The special effects are good, but they are small, emanating from small objects or areas. The larger the special effects, the more costly. Because they are small, they can contain the costs.
All of these elements point to a film under strict budget control. That, and the fact the actors are not name actors, mean this film probably didn’t cost a lot of money.
Saving money, in and of itself, doesn’t make this film a bad effort, but the plot holes are another matter and detract more significantly from the story. At one point, Broadman, turns to the parents and says “I’m sorry. Is there anything I can do for you?” When the parents respond “No”, he let’s them go. I’m sorry, but given what he just saw, this would never happen. At the very least, he would haul the family in for observation and ask more questions. Trust me, this is a huge plot hole. It is almost as though the film ran out of money and needed to tie up the plot, no matter how sloppily, or loosely.

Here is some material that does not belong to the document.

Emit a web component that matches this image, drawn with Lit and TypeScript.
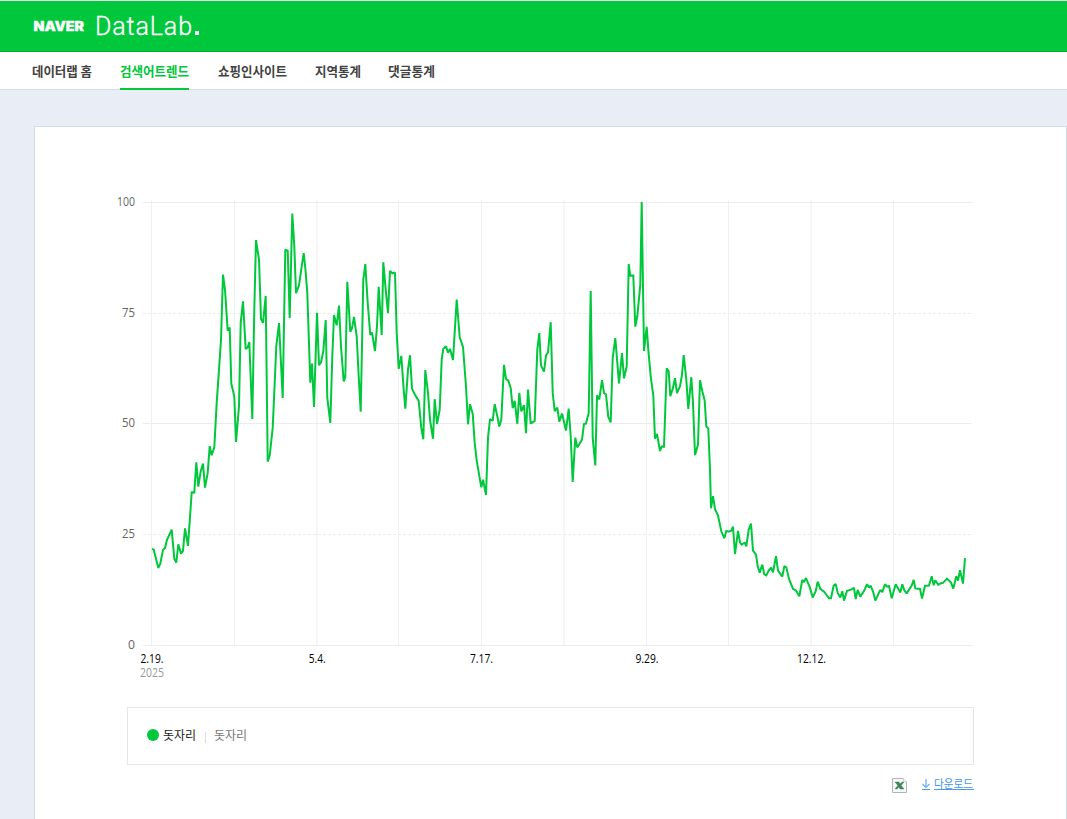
import { LitElement, html, css, svg } from "lit";
import { customElement } from "lit/decorators.js";

const TREND =
  "152,549.3 153.7,550 158.3,568.3 160.3,564 163,550.3 165,548.3 167,540.3 171.7,530 174.3,559 176.3,563 178.3,544.7 181,554 183,551.3 185,528.7 188,546.3 191.7,492.7 194.3,493 196.3,462.7 198.3,487 200.7,471.7 203,464 205,488 207.7,473.3 209.7,446.5 211.7,455.7 214.3,447.7 " +
  "216.7,403.3 219,370 221,340 223,275 225,290 227.7,331 229.7,328 231.3,384 234.3,396.7 236,442.3 239,406.7 240.7,323.3 243,301.7 245.7,349.5 247.7,347.7 249.3,342.5 252.3,419.3 254.3,310 256,240.5 259,260 261,319.3 263,323.2 265.7,296.3 267.7,462 269.7,456 272.7,428.3 274.7,383.3 276.3,346.7 279,323.4 282.7,398.3 285.3,250 287.7,251 289.7,318.5 292.3,214 294.3,246.7 296,293.5 299,285.7 301.7,266.7 303.7,253.5 " +
  "305.3,268.3 307.3,293.3 310.3,383 312,364 314,407.3 317,313.3 319,365.7 321,362.7 323.3,351.7 325.7,320.5 327.3,398.3 330.3,423.3 332.3,356.7 334,315.5 336.7,325.7 339,306 341,346.7 343.7,381.8 345.3,377.7 347.3,282.2 350.3,332.2 352,328.7 354,317.4 356.7,336.7 358.7,376.7 360.7,412.2 363.3,280 365.3,264.5 367.7,303.3 370.3,335.3 372,333 375,351.4 377,326.7 378.7,287.3 381.7,335.4 383.3,262.7 386,293.3 388,313.5 390,271.3 392.3,273.7 395,272.9 396.7,333.3 398.7,369.3 401.3,356.3 403.7,390 405.3,409 408,370 410,355.6 412,389 414.7,394.7 418.7,401.3 421.3,428.3 423.3,439.7 425.3,370.5 428,393.3 430,420 433,439.2 434.7,399.6 437,424.4 439.7,410 441.7,360 443.3,349.3 446,346.6 448,353.1 450,349.3 453,360.5 456.7,300 459.7,337.7 463,347.3 466,386.7 468,424.7 470,404.6 472.7,414 " +
  "474.7,443.3 476.7,461 481.3,487.7 483,480 486,495.4 488,438.3 490,419.6 492.7,421 494.7,404.5 497.3,416.7 499.3,427 501.3,420 504,365.2 506,379.3 508.3,381 510.7,388.3 512.7,408.5 514.7,401.2 517.3,424.2 519.3,393.3 521.3,411.8 524,405.5 526,433.5 528,389.9 530.7,424 534.7,421.3 537.3,350 539.3,333.5 541,366 544,372 546,355.7 548,352.7 550.7,322.6 552.7,393.3 554.7,411.5 557.3,408 559.3,422 562,414 566,431 568.7,409 570.7,436.7 572.7,482.4 575.3,438 577.3,447.8 580,443.3 582,440 584,424.4 586,424 588.7,413.3 590.7,291.5 592.7,438.3 595.3,465.8 597,395.6 599.3,399.8 602,380.6 604,393.3 606,395 608.3,417.3 610.7,422.8 612.7,358.3 615.3,338.6 619,383.8 622,353.6 624,378.8 626.7,366.7 " +
  "628.7,264.5 630.3,276 633.3,275.9 635.3,327 637.3,316.7 640.3,285 641.7,202.3 644,351.4 646.7,327.2 648.3,350 650.7,376.7 653.3,396 655,439 657,434.2 660,451.4 661.7,446.9 664,447 666.7,368.6 668.7,371.7 670.3,396.5 672.7,389.3 675,378.6 677,393.5 680,386.7 682,375 683.7,355.6 686.3,380 688.3,409.4 691.3,377.6 693,403.3 695,455.5 698,445 700,380.6 702.3,391.7 704.7,401 706.3,426.7 708.3,429 710,470 " +
  "711,508.7 713,496.6 715,509.3 718,516 721.3,531.7 724.3,538.6 726.3,531.3 728.7,532 731.3,531 733,527 735,554.4 738,531.3 740,542.7 741.7,545.1 744.7,542.9 746.3,546.7 748.7,530 751,524 753,551 756,555 757.7,566.7 759.7,573 762.3,565 764.3,574.7 766.3,575.8 768.7,571 771,567.9 773,572.7 776,556.6 778,571 782.3,577 784.3,566.6 786.3,567.7 789,579.3 793,589.3 796,591 799.3,596.6 " +
  "802.3,580.3 804,582.5 806,578.4 810,588.3 812.7,598 815.7,591.7 817.7,582 820.3,589.3 824.3,592.3 829,598.7 831,598.7 833.7,586 835.7,584.3 837.7,593.3 840.3,597.8 842.3,591.6 844,601 847,591.3 851,590 854,588.3 855.7,599.4 857.7,590.3 860.3,597 864.3,591 867,584.6 869,587.8 870.7,586.2 873,591.7 875.3,601 880.3,590.2 882.3,592.5 885,584.6 887,587 889,586.4 891.7,598.7 895.7,584.6 900.3,592.8 902.3,584.6 904.3,590.7 906.7,593.8 911.7,586 913.7,580.3 915.3,588.8 920,589.3 922,599 925,586.2 929,585.9 931.7,576.6 933.7,585.7 935.3,580.6 938.3,585.5 940.3,583.8 943,583.3 947,579 951,583 953.3,589 956.3,576.6 958,581 960,570.6 963,584 965,558.5";

const ROWS = [
  { label: "100", y: 202.5, dashed: false, width: 18 },
  { label: "75", y: 313.5, dashed: true, width: 13 },
  { label: "50", y: 423.5, dashed: false, width: 13 },
  { label: "25", y: 534.5, dashed: true, width: 13 },
  { label: "0", y: 645.5, dashed: false, width: 7 },
];

const COLUMNS = [151.5, 234.5, 317, 398.5, 481.5, 564, 646.5, 728.5, 811, 893.5];

const DATES = [
  { label: "2.19.", x: 152, width: 23 },
  { label: "5.4.", x: 317.3, width: 17 },
  { label: "7.17.", x: 481.5, width: 23 },
  { label: "9.29.", x: 647, width: 23 },
  { label: "12.12.", x: 811.5, width: 29 },
];

@customElement("trend-chart")
export class TrendChart extends LitElement {
  static styles = css`
    :host { display: block; width: 864px; height: 490px; }
    .plot { display: block; overflow: hidden; font-family: "Open Sans", "Noto Sans", sans-serif; font-size: 12px; }
    .rule { stroke: #ececec; stroke-width: 1; }
    .column { stroke: #f0f0f0; }
    .dashed { stroke-dasharray: 3 2; }
    .wide { stroke: #f6f6f6; stroke-width: 2; }
    .trend { fill: none; stroke: #00c73c; stroke-width: 2; stroke-linejoin: miter; stroke-miterlimit: 1.5; }
    .scale { fill: #666; text-anchor: end; }
    .date { fill: #000; text-anchor: middle; }
    .year { fill: #999; text-anchor: middle; }
  `;

  render() {
    return html`<svg class="plot" width="864" height="490" viewBox="115 190 864 490">
      ${COLUMNS.map((x) => svg`<line class="rule column ${x % 1 ? "" : "wide"}" x1=${x} x2=${x} y1="200" y2="646"></line>`)}
      ${ROWS.map((r) => svg`
        <line class="rule ${r.dashed ? "dashed" : ""}" x1="143" x2="972" y1=${r.y} y2=${r.y}></line>
        <text class="scale" x="135" y=${r.y + 3.5} textLength=${r.width} lengthAdjust="spacingAndGlyphs">${r.label}</text>`)}
      <polyline class="trend" transform="translate(0 -0.4)" points=${TREND}></polyline>
      ${DATES.map((d) => svg`<text class="date" x=${d.x} y="663" textLength=${d.width} lengthAdjust="spacingAndGlyphs">${d.label}</text>`)}
      <text class="year" x="152" y="677" textLength="24" lengthAdjust="spacingAndGlyphs">2025</text>
    </svg>`;
  }
}

const MENU = [
  { label: "데이터랩 홈", width: 60, gap: 28 },
  { label: "검색어트렌드", width: 69, gap: 29, active: true },
  { label: "쇼핑인사이트", width: 69, gap: 28 },
  { label: "지역통계", width: 46, gap: 27 },
  { label: "댓글통계", width: 47, gap: 0 },
];

@customElement("app-root")
export class AppRoot extends LitElement {
  static styles = css`
    :host {
      display: flex; flex-direction: column; height: 819px; overflow: hidden; box-sizing: border-box;
      background: #e9edf5; font-family: "Noto Sans CJK KR", sans-serif; font-size: 12px;
    }
    .header { height: 52px; flex: none; box-sizing: border-box; background: #00c73c; border-top: 1px solid #e6e9e6; border-bottom: 1px solid #00a832; padding-left: 33px; }
    .brand { display: block; fill: #fff; }
    .naver { font: 900 12.5px Inter, sans-serif; stroke: #fff; stroke-width: 0.3; }
    .lab { font: 300 25px Roboto, sans-serif; stroke: #fff; stroke-width: 0.3; }
    .nav { display: flex; height: 38px; flex: none; box-sizing: border-box; background: #fff; border-bottom: 1px solid #d8dce5; padding-left: 32px; }
    .item { display: block; height: 38px; box-sizing: border-box; border-bottom: 2px solid transparent; flex: none; }
    .item-text { display: block; overflow: visible; font-weight: 700; font-size: 13px; fill: #424242; }
    .active { border-bottom-color: #00c73c; }
    .active .item-text { fill: #00c73c; }
    .card { margin: 36px 0 0 34px; flex: 1; border: 1px solid #d5dae3; border-bottom: 0; background: #fff; }
    .chart { margin: 63px 0 0 80px; }
    .legend { display: flex; align-items: center; box-sizing: border-box; width: 847px; height: 58px; margin: 27px 0 0 92px; padding: 0 0 2px 19px; border: 1px solid #e5e5e5; }
    .dot { width: 12px; height: 12px; border-radius: 50%; background: #00c73c; margin-right: 4px; }
    .legend-name, .legend-word { line-height: 18px; letter-spacing: -0.05px; width: 33px; white-space: nowrap; }
    .legend-name { color: #222; }
    .legend-word { color: #777; }
    .bar { width: 1px; height: 11px; margin: 4px 8px 0 9px; background: #ddd; }
    .tools { display: flex; width: 939px; justify-content: flex-end; align-items: flex-start; padding-top: 13px; }
    .excel { margin-right: 15px; }
    .download { display: flex; color: #4b98f0; }
    .arrow { margin-right: 4px; }
    .download-text { display: block; overflow: visible; fill: #4395f0; font-size: 11.5px; font-weight: 400; }
  `;

  render() {
    return html`
      <header class="header">
        <svg class="brand" width="180" height="50" viewBox="33 1 180 50">
          <text class="naver" x="33.5" y="31" textLength="50.5" lengthAdjust="spacingAndGlyphs">NAVER</text>
          <text class="lab" x="95" y="35" textLength="97" lengthAdjust="spacing">DataLab</text>
          <rect x="195" y="31" width="4" height="4"></rect>
        </svg>
      </header>
      <nav class="nav">
        ${MENU.map((m) => html`<a class="item ${m.active ? "active" : ""}" style="width:${m.width}px;margin-right:${m.gap}px">
          <svg class="item-text" width=${m.width} height="36"><text x="0" y="23.5" textLength=${m.width} lengthAdjust="spacingAndGlyphs">${m.label}</text></svg>
        </a>`)}
      </nav>
      <main class="card">
        <trend-chart class="chart"></trend-chart>
        <div class="legend">
          <span class="dot"></span><span class="legend-name">돗자리</span>
          <span class="bar"></span><span class="legend-word">돗자리</span>
        </div>
        <div class="tools">
          <svg class="excel" width="15" height="15" viewBox="0 0 15 15">
            <path d="M.5.5h11l3 3v11H.5z" fill="#f7f8fa" stroke="#b0b5bc"></path>
            <path d="M11.5.5v3h3" fill="#fff" stroke="#d3d6db"></path>
            <path d="M3 4h4l1.2 2L10 4h2L9.2 7.4 12 11H8L6.800 9 5.200 11H3l2.800-3.500z" fill="#3f8458" stroke="#3f8458" stroke-width="0.400"></path>
          </svg>
          <a class="download">
            <svg class="arrow" width="8" height="14" viewBox="0 0 8 14">
              <path d="M4 1v8.500M.5 6 4 9.500 7.500 6" fill="none" stroke="#7db3f5" stroke-width="1.400"></path>
              <path d="M0 11.500h8" stroke="#4b98f0"></path>
            </svg>
            <svg class="download-text" width="40" height="14" viewBox="0 0 40 14">
              <text x="0" y="10" textLength="39" lengthAdjust="spacingAndGlyphs">다운로드</text>
              <path d="M0 11.500h40" stroke="#4b98f0"></path>
            </svg>
          </a>
        </div>
      </main>
    `;
  }
}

When the reason for “The Last Mimzy” is revealed, it seems a bit New Age-y, a bit trippy. That, and the scenes of people sitting amongst wild flowers wearing orange and red kaftans, makes me think perhaps Rubin and Emmerich were writing this screenplay as they came down from a pot induced high. I can imagine people smoking a joint and going to this film and really tripping on the story and the visuals. I probably just sold some tickets.
But for people who are watching this film fully cognizant of their senses, it will seem a bit outlandish and unbelievable.
“The last Mimzy” is an unusual, interesting film with two very good performances by child actors, with a good, but far too simplistic message and the film seems more appropriate for the Disney Channel.